● **Information provided**
>> Begin

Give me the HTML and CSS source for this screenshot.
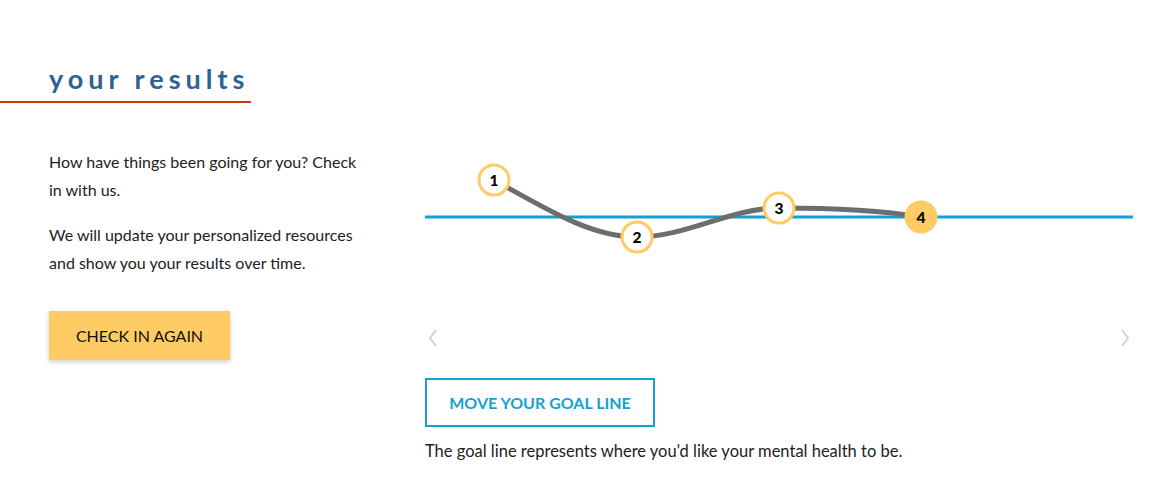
FILE: index.html
```html
<!DOCTYPE html>
<html lang="en">
<head>
<meta charset="utf-8">
<title>your results</title>
<link rel="stylesheet" href="styles.css">
</head>
<body>
<header class="title-wrap">
  <h1 class="title">your results</h1>
</header>
<main class="content">
  <section class="intro">
    <p>How have things been going for you? Check in with us.</p>
    <p>We will update your personalized resources and show you your results over time.</p>
    <button class="btn-primary">CHECK IN AGAIN</button>
  </section>
  <section class="results">
    <svg class="chart" width="708" height="160" viewBox="0 0 708 160">
      <line x1="0" y1="69" x2="708" y2="69" stroke="#14a0d2" stroke-width="3"/>
      <path d="M69,32 C120,60 165,89 212,89 C262,89 305,60 354,60 C420,60 460,63 496,69" fill="none" stroke="#6d6d6d" stroke-width="5"/>
      <g class="pt">
        <circle cx="69" cy="32" r="15" fill="#fff" stroke="#ffcb65" stroke-width="3"/>
        <text x="69" y="37.5">1</text>
      </g>
      <g class="pt">
        <circle cx="212" cy="89" r="15" fill="#fff" stroke="#ffcb65" stroke-width="3"/>
        <text x="212" y="94.5">2</text>
      </g>
      <g class="pt">
        <circle cx="354" cy="60" r="15" fill="#fff" stroke="#ffcb65" stroke-width="3"/>
        <text x="354" y="65.5">3</text>
      </g>
      <g class="pt">
        <circle cx="496" cy="69" r="16.5" fill="#ffcb65"/>
        <text x="496" y="74.5">4</text>
      </g>
    </svg>
    <div class="nav">
      <svg width="10" height="18" viewBox="0 0 10 18"><path d="M8,1 L2,9 L8,17" fill="none" stroke="#d0d0d0" stroke-width="2"/></svg>
      <svg width="10" height="18" viewBox="0 0 10 18"><path d="M2,1 L8,9 L2,17" fill="none" stroke="#d0d0d0" stroke-width="2"/></svg>
    </div>
    <button class="btn-outline">MOVE YOUR GOAL LINE</button>
    <p class="caption">The goal line represents where you'd like your mental health to be.</p>
  </section>
</main>
</body>
</html>
```
FILE: styles.css
```css
* { box-sizing: border-box; }
body {
  margin: 0;
  font-family: "Lato", "Liberation Sans", sans-serif;
  color: #222;
  background: #fff;
}
.title-wrap {
  width: 251px;
  padding: 62px 0 5px 49px;
  border-bottom: 2px solid #cc3d0c;
}
.title {
  margin: 0;
  font-size: 27px;
  line-height: 34px;
  font-weight: 700;
  letter-spacing: 5px;
  color: #2f6195;
  white-space: nowrap;
}
.content {
  display: flex;
  margin-top: 45px;
}
.intro {
  flex: 0 0 425px;
  padding-left: 49px;
  padding-right: 53px;
}
.intro p {
  margin: 0 0 17px;
  font-size: 16px;
  line-height: 28px;
}
.btn-primary {
  margin-top: 17px;
  width: 181px;
  height: 49px;
  border: none;
  background: #ffcb65;
  box-shadow: 0 2px 5px rgba(0,0,0,0.2);
  font-family: inherit;
  font-size: 16px;
  color: #111;
  padding: 0;
}
.results {
  flex: 0 0 708px;
}
.chart {
  display: block;
}
.pt text {
  font-family: "Lato", sans-serif;
  font-weight: 900;
  font-size: 15.5px;
  text-anchor: middle;
  fill: #000;
}
.nav {
  height: 60px;
  display: flex;
  justify-content: space-between;
  align-items: center;
  padding: 0 3px 0 3px;
}
.btn-outline {
  margin-top: 10px;
  width: 230px;
  height: 49px;
  border: 2px solid #1a9fd0;
  background: #fff;
  color: #1a9fd0;
  font-family: inherit;
  font-weight: 700;
  font-size: 16px;
  padding: 0;
}
.caption {
  margin: 10px 0 0;
  font-size: 16.5px;
  line-height: 28px;
}
```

>> End

● **Job**
Write out the material above once more, exactly as it reads, with no pictures.

● **Output for this exercise**
Give me the HTML and CSS source for this screenshot.
FILE: index.html
```html
<!DOCTYPE html>
<html lang="en">
<head>
<meta charset="utf-8">
<title>your results</title>
<link rel="stylesheet" href="styles.css">
</head>
<body>
<header class="title-wrap">
  <h1 class="title">your results</h1>
</header>
<main class="content">
  <section class="intro">
    <p>How have things been going for you? Check in with us.</p>
    <p>We will update your personalized resources and show you your results over time.</p>
    <button class="btn-primary">CHECK IN AGAIN</button>
  </section>
  <section class="results">
    <svg class="chart" width="708" height="160" viewBox="0 0 708 160">
      <line x1="0" y1="69" x2="708" y2="69" stroke="#14a0d2" stroke-width="3"/>
      <path d="M69,32 C120,60 165,89 212,89 C262,89 305,60 354,60 C420,60 460,63 496,69" fill="none" stroke="#6d6d6d" stroke-width="5"/>
      <g class="pt">
        <circle cx="69" cy="32" r="15" fill="#fff" stroke="#ffcb65" stroke-width="3"/>
        <text x="69" y="37.5">1</text>
      </g>
      <g class="pt">
        <circle cx="212" cy="89" r="15" fill="#fff" stroke="#ffcb65" stroke-width="3"/>
        <text x="212" y="94.5">2</text>
      </g>
      <g class="pt">
        <circle cx="354" cy="60" r="15" fill="#fff" stroke="#ffcb65" stroke-width="3"/>
        <text x="354" y="65.5">3</text>
      </g>
      <g class="pt">
        <circle cx="496" cy="69" r="16.5" fill="#ffcb65"/>
        <text x="496" y="74.5">4</text>
      </g>
    </svg>
    <div class="nav">
      <svg width="10" height="18" viewBox="0 0 10 18"><path d="M8,1 L2,9 L8,17" fill="none" stroke="#d0d0d0" stroke-width="2"/></svg>
      <svg width="10" height="18" viewBox="0 0 10 18"><path d="M2,1 L8,9 L2,17" fill="none" stroke="#d0d0d0" stroke-width="2"/></svg>
    </div>
    <button class="btn-outline">MOVE YOUR GOAL LINE</button>
    <p class="caption">The goal line represents where you'd like your mental health to be.</p>
  </section>
</main>
</body>
</html>
```
FILE: styles.css
```css
* { box-sizing: border-box; }
body {
  margin: 0;
  font-family: "Lato", "Liberation Sans", sans-serif;
  color: #222;
  background: #fff;
}
.title-wrap {
  width: 251px;
  padding: 62px 0 5px 49px;
  border-bottom: 2px solid #cc3d0c;
}
.title {
  margin: 0;
  font-size: 27px;
  line-height: 34px;
  font-weight: 700;
  letter-spacing: 5px;
  color: #2f6195;
  white-space: nowrap;
}
.content {
  display: flex;
  margin-top: 45px;
}
.intro {
  flex: 0 0 425px;
  padding-left: 49px;
  padding-right: 53px;
}
.intro p {
  margin: 0 0 17px;
  font-size: 16px;
  line-height: 28px;
}
.btn-primary {
  margin-top: 17px;
  width: 181px;
  height: 49px;
  border: none;
  background: #ffcb65;
  box-shadow: 0 2px 5px rgba(0,0,0,0.2);
  font-family: inherit;
  font-size: 16px;
  color: #111;
  padding: 0;
}
.results {
  flex: 0 0 708px;
}
.chart {
  display: block;
}
.pt text {
  font-family: "Lato", sans-serif;
  font-weight: 900;
  font-size: 15.5px;
  text-anchor: middle;
  fill: #000;
}
.nav {
  height: 60px;
  display: flex;
  justify-content: space-between;
  align-items: center;
  padding: 0 3px 0 3px;
}
.btn-outline {
  margin-top: 10px;
  width: 230px;
  height: 49px;
  border: 2px solid #1a9fd0;
  background: #fff;
  color: #1a9fd0;
  font-family: inherit;
  font-weight: 700;
  font-size: 16px;
  padding: 0;
}
.caption {
  margin: 10px 0 0;
  font-size: 16.5px;
  line-height: 28px;
}
```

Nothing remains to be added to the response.